983 F.3d 498
D.C. Cir.2020Background:
- The FCC's Lifeline program subsidizes phone/broadband for low-income consumers; eligible telecommunications carriers (ETCs), including wireless resellers, receive monthly payments per subscriber.
- Prepaid Lifeline plans: ETCs often provide free monthly allotments; because subscribers pay no recurring fee, the FCC adopted non-usage de-enrollment rules with a cure period (30 days non-use triggers a 15-day cure period during which service must continue).
- The 2015 "Snapshot Rule" (§54.407(a)) requires ETCs to claim support based on subscribers served as of the first day of each month; §54.407(c)(2) separately limits reimbursement for prepaid subscribers to those who used service in the prior 30 days or who have "cured" non-usage.
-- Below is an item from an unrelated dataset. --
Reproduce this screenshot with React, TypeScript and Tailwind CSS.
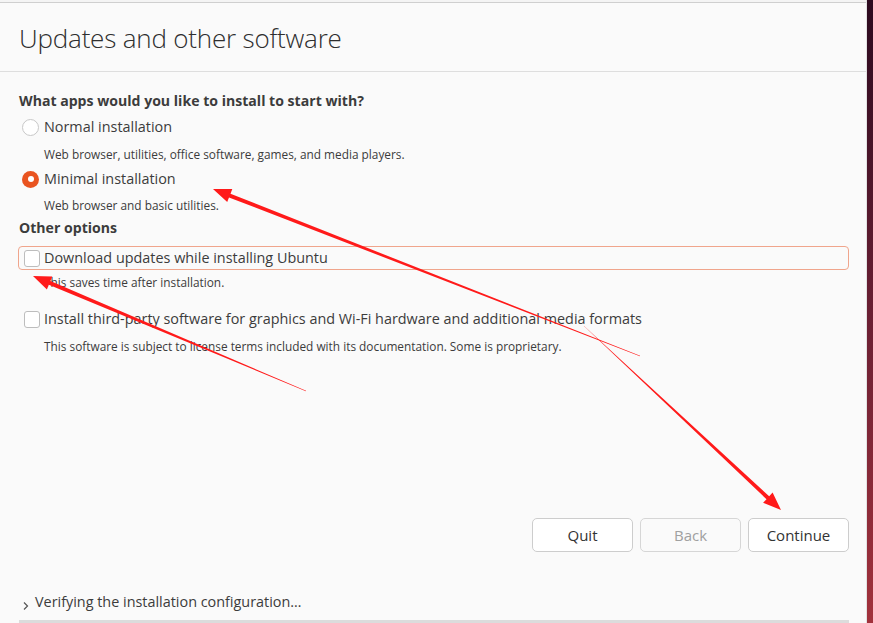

- From 2016–2017 the Administrator informally allowed ETCs to include cure-period prepaid subscribers in monthly snapshots, then reversed; NLAA/Administrator guidance thus conflicted with later FCC interpretations.
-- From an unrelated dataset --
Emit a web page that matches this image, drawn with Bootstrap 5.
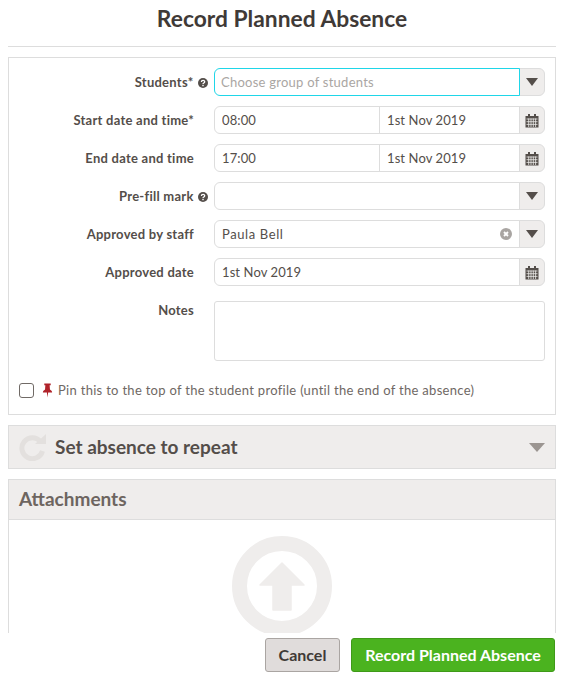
<!DOCTYPE html>
<html lang="en">
<head>
    <meta charset="UTF-8">
    <meta name="viewport" content="width=device-width, initial-scale=1.0">
    <title>Record Planned Absence</title>
    <link href="https://cdn.jsdelivr.net/npm/bootstrap@5.3.0/dist/css/bootstrap.min.css" rel="stylesheet">
    <style>
        html, body {
            height: 681px;
            overflow: hidden;
        }
        body {
            font-family: Lato, "Noto Sans", sans-serif;
            font-size: 13px;
            color: #544e4a;
            background-color: #fff;
        }
        .page-shell {
            height: 681px;
            padding: 0 12px 0 8px;
        }
        .scroll-area {
            flex: 1 1 auto;
            min-height: 0;
            overflow: hidden;
        }
        .page-title {
            height: 47px;
            margin: 0 0 10px;
            padding-top: 4px;
            border-bottom: 1px solid #ddd;
            text-align: center;
            font-size: 22.8px;
            line-height: 29px;
            font-weight: 700;
            color: #3f3a37;
        }
        .form-box {
            height: 358px;
            padding: 10px 10px 0 10px;
            border: 1px solid #ddd;
            margin-bottom: 10px;
        }
        .form-line {
            height: 28px;
            margin-bottom: 10px;
        }
        .line-label {
            flex: 0 0 175px;
            margin-right: 20px;
            font-size: 13px;
            font-weight: 700;
            letter-spacing: .25px;
            line-height: 28px;
            text-align: right;
            white-space: nowrap;
            color: #544e4a;
        }
        .help-icon {
            width: 10px;
            height: 10px;
            margin-left: 1px;
            margin-right: -14px;
            vertical-align: -1px;
        }
        .input-group .form-control {
            height: 28px;
            min-height: 28px;
            padding: 0 6px 1px 7px;
            font-size: 13px;
            letter-spacing: .1px;
            color: #544e4a;
            border-color: #ddd;
            border-width: 1px;
            box-shadow: none;
        }
        .input-group .form-control::placeholder {
            color: #aaa6a3;
            letter-spacing: .25px;
        }
        .input-group .focus-field {
            padding-left: 6px;
            border-color: #1fd6e8;
            z-index: 4;
        }
        .name-field {
            letter-spacing: .6px !important;
        }
        .time-field {
            flex: 0 0 166px !important;
        }
        .addon-box {
            width: 26px;
            height: 28px;
            padding: 0;
            justify-content: center;
            background-color: #efedec;
            border-color: #ddd;
        }
        .drop-caret {
            width: 0;
            height: 0;
            border-left: 6px solid transparent;
            border-right: 6px solid transparent;
            border-top: 8px solid #544e4a;
        }
        .clear-holder {
            position: absolute;
            right: 33px;
            top: 8px;
            z-index: 6;
            width: 12px;
            height: 12px;
        }
        .notes-line {
            height: 65px;
        }
        .notes-box {
            flex: 0 0 331px;
            height: 60px;
            margin-top: 5px;
            border-color: #ddd;
            border-radius: 3px;
            resize: none;
        }
        .pin-line {
            margin-top: 20px;
            font-size: 13px;
            letter-spacing: .3px;
            color: #6f6864;
        }
        .pin-line .form-check-input {
            flex: 0 0 15px;
            width: 15px;
            height: 15px;
            margin: 0 8px 0 0;
            border: 1px solid #706a66;
            border-radius: 3px;
        }
        .pin-icon {
            flex: 0 0 11px;
            margin-right: 5px;
        }
        .repeat-bar {
            height: 44px;
            padding: 0 10px;
            margin-bottom: 10px;
            background-color: #efedec;
            border: 1px solid #ddd;
            font-size: 19px;
            font-weight: 700;
            color: #544e4a;
        }
        .repeat-caret {
            width: 0;
            height: 0;
            border-left: 8px solid transparent;
            border-right: 8px solid transparent;
            border-top: 9px solid #9b9591;
        }
        .attach-box {
            border: 1px solid #ddd;
            border-bottom: 0;
            height: 300px;
        }
        .attach-head {
            height: 40px;
            padding: 0 10px;
            background-color: #efedec;
            border-bottom: 1px solid #ddd;
            font-size: 19px;
            line-height: 37px;
            font-weight: 700;
            color: #6d6560;
        }
        .page-foot {
            flex: 0 0 48px;
            padding: 5px 1px 0 0;
            gap: 11px;
        }
        .btn-cancel, .btn-record {
            height: 34px;
            padding: 0;
            font-size: 16px;
            font-weight: 700;
            border-radius: 3px;
        }
        .btn-cancel {
            width: 75px;
            color: #3f3a37;
            background-color: #e0dcdb;
            border: 1px solid #aaa5a2;
        }
        .btn-record {
            width: 204px;
            color: #fff;
            background-color: #4bb31f;
            border: 1px solid #3f9a18;
        }
    </style>
</head>
<body>
    <div class="page-shell d-flex flex-column">
        <div class="scroll-area">
            <h1 class="page-title">Record Planned Absence</h1>

            <div class="form-box">
                <div class="form-line d-flex">
                    <label class="line-label">Students*
                        <svg class="help-icon" viewBox="0 0 10 10"><circle cx="5" cy="5" r="5" fill="#544e4a"/><path d="M3.4 4 C3.4 2 6.7 2 6.7 3.8 C6.7 5 5 4.9 5 6" fill="none" stroke="#fff" stroke-width="1.3"/><rect x="4.3" y="6.8" width="1.4" height="1.4" fill="#fff"/></svg>
                    </label>
                    <div class="input-group flex-grow-1">
                        <input class="form-control focus-field" type="text" placeholder="Choose group of students">
                        <span class="input-group-text addon-box"><span class="drop-caret"></span></span>
                    </div>
                </div>

                <div class="form-line d-flex">
                    <label class="line-label">Start date and time*</label>
                    <div class="input-group flex-grow-1">
                        <input class="form-control time-field" type="text" value="08:00">
                        <input class="form-control" type="text" value="1st Nov 2019">
                        <span class="input-group-text addon-box">
                            <svg width="14" height="15" viewBox="0 0 14 15"><use href="#cal"/></svg>
                        </span>
                    </div>
                </div>

                <div class="form-line d-flex">
                    <label class="line-label">End date and time</label>
                    <div class="input-group flex-grow-1">
                        <input class="form-control time-field" type="text" value="17:00">
                        <input class="form-control" type="text" value="1st Nov 2019">
                        <span class="input-group-text addon-box">
                            <svg width="14" height="15" viewBox="0 0 14 15"><use href="#cal"/></svg>
                        </span>
                    </div>
                </div>

                <div class="form-line d-flex">
                    <label class="line-label">Pre-fill mark
                        <svg class="help-icon" viewBox="0 0 10 10"><circle cx="5" cy="5" r="5" fill="#544e4a"/><path d="M3.4 4 C3.4 2 6.7 2 6.7 3.8 C6.7 5 5 4.9 5 6" fill="none" stroke="#fff" stroke-width="1.3"/><rect x="4.3" y="6.8" width="1.4" height="1.4" fill="#fff"/></svg>
                    </label>
                    <div class="input-group flex-grow-1">
                        <input class="form-control" type="text">
                        <span class="input-group-text addon-box"><span class="drop-caret"></span></span>
                    </div>
                </div>

                <div class="form-line d-flex">
                    <label class="line-label">Approved by staff</label>
                    <div class="input-group flex-grow-1 position-relative">
                        <input class="form-control name-field" type="text" value="Paula Bell">
                        <span class="clear-holder">
                            <svg class="d-block" width="12" height="12" viewBox="0 0 12 12"><circle cx="6" cy="6" r="6" fill="#a9a5a2"/><path d="M4 4 L8 8 M8 4 L4 8" stroke="#fff" stroke-width="1.8"/></svg>
                        </span>
                        <span class="input-group-text addon-box"><span class="drop-caret"></span></span>
                    </div>
                </div>

                <div class="form-line d-flex">
                    <label class="line-label">Approved date</label>
                    <div class="input-group flex-grow-1">
                        <input class="form-control" type="text" value="1st Nov 2019">
                        <span class="input-group-text addon-box">
                            <svg width="14" height="15" viewBox="0 0 14 15"><use href="#cal"/></svg>
                        </span>
                    </div>
                </div>

                <div class="notes-line d-flex">
                    <label class="line-label">Notes</label>
                    <textarea class="form-control notes-box"></textarea>
                </div>

                <div class="pin-line d-flex align-items-center">
                    <input class="form-check-input" type="checkbox">
                    <svg class="pin-icon" width="11" height="15" viewBox="0 0 10 14"><path d="M2 0.5 H8 V2 H7 L7.3 6 C8.5 6.8 9.3 7.6 9.3 8.8 H5.6 L5 13.5 L4.4 8.8 H0.7 C0.7 7.6 1.5 6.8 2.7 6 L3 2 H2 Z" fill="#b0232a"/></svg>
                    <span class="text-nowrap">Pin this to the top of the student profile (until the end of the absence)</span>
                </div>
            </div>

            <div class="repeat-bar d-flex align-items-center">
                <svg class="me-2 flex-shrink-0" width="28" height="28" viewBox="0 0 28 28">
                    <path d="M21.5 8.5 A10.5 10.5 0 1 0 23.5 18" fill="none" stroke="#e3e0de" stroke-width="5"/>
                    <polygon points="16,11 27,11 27,1" fill="#e3e0de"/>
                </svg>
                <span class="flex-grow-1">Set absence to repeat</span>
                <span class="repeat-caret"></span>
            </div>

            <div class="attach-box">
                <div class="attach-head">Attachments</div>
                <div class="d-flex justify-content-center pt-3">
                    <svg width="100" height="100" viewBox="0 0 100 100">
                        <circle cx="50" cy="50" r="42.5" fill="none" stroke="#efedec" stroke-width="15"/>
                        <path d="M50 27 L72 49 H59 V74 H41 V49 H28 Z" fill="#efedec" stroke="#efedec" stroke-width="1.5" stroke-linejoin="round"/>
                    </svg>
                </div>
            </div>
        </div>

        <div class="page-foot d-flex justify-content-end">
            <button type="button" class="btn btn-cancel">Cancel</button>
            <button type="button" class="btn btn-record">Record Planned Absence</button>
        </div>
    </div>

    <svg class="d-none">
        <symbol id="cal" viewBox="0 0 14 15">
            <path d="M0.5 3 H3 V1 H5 V3 H9 V1 H11 V3 H13.5 V14.5 H0.5 Z" fill="#544e4a"/>
            <path d="M1.5 6 H12.5 M1.5 8.7 H12.5 M1.5 11.4 H12.5 M3.7 5.5 V14 M6 5.5 V14 M8.3 5.5 V14 M10.6 5.5 V14" stroke="#efedec" stroke-width="0.8"/>
        </symbol>
    </svg>

    <script src="https://cdn.jsdelivr.net/npm/bootstrap@5.3.0/dist/js/bootstrap.bundle.min.js"></script>
</body>
</html>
- National Lifeline Association petitioned the FCC (2018) to permit reimbursement for prepaid subscribers in cure periods on snapshot dates; the FCC denied the petition in the 2019 Lifeline Order; Petitioner sought judicial review in the D.C. Circuit.
Issues:
| Issue | Plaintiff's Argument | Defendant's Argument | Held |
|---|---|---|---|
| Whether FCC misinterpreted its own rules (§54.407(a) vs §54.407(c)(2)) | NLA: Snapshot rule entitles ETCs to reimbursement for all subscribers served on the first of the month, including those in cure periods | FCC: §54.407(c)(2) is a specific exception limiting reimbursement for prepaid non-users; it controls over the general snapshot rule | Court: §54.407(c)(2) unambiguously bars payments for prepaid subscribers in cure periods; FCC interpretation affirmed |
| Statutory challenge under 47 U.S.C. §214(e) | NLA: Denial frustrates ETCs' obligation to "offer the services...supported" because reimbursement is necessary to offer discounted service | FCC: Issue was not raised before the agency and thus forfeited | Court: Claim forfeited for failure to raise it before the FCC; dismissed |
| APA arbitrary-and-capricious challenge (reasoned decisionmaking; reliance) | NLA: FCC ignored reliance on Administrator guidance and record evidence of costs/harm to ETCs | FCC: Denial rests on plain text, policy history, and lack of quantitative evidence of harm; Administrator guidance was informal and nonbinding | Court: FCC decision was reasoned, considered record, and not arbitrary or capricious |
| Regulatory takings claim under the Fifth Amendment | NLA: ETCs' purchased usage allotments were rendered worthless by denial of reimbursement | FCC: Participation in Lifeline is voluntary; no compelled use; no compensable taking | Court: No viable takings claim—ETCs voluntarily enter regulated market and can exit or change offerings |
Key Cases Cited
- Kisor v. Wilkie, 139 S. Ct. 2400 (2019) (framework and limits for deference to agency interpretations of its own regulations)
- Auer v. Robbins, 519 U.S. 452 (1997) (agency interpretations of its own regulations may receive deference)
- United States v. Mead Corp., 533 U.S. 218 (2001) (when agency actions qualify as authoritative for deference purposes)
- Christopher v. SmithKline Beecham Corp., 567 U.S. 142 (2012) (agency interpretations must reflect fair and considered judgment)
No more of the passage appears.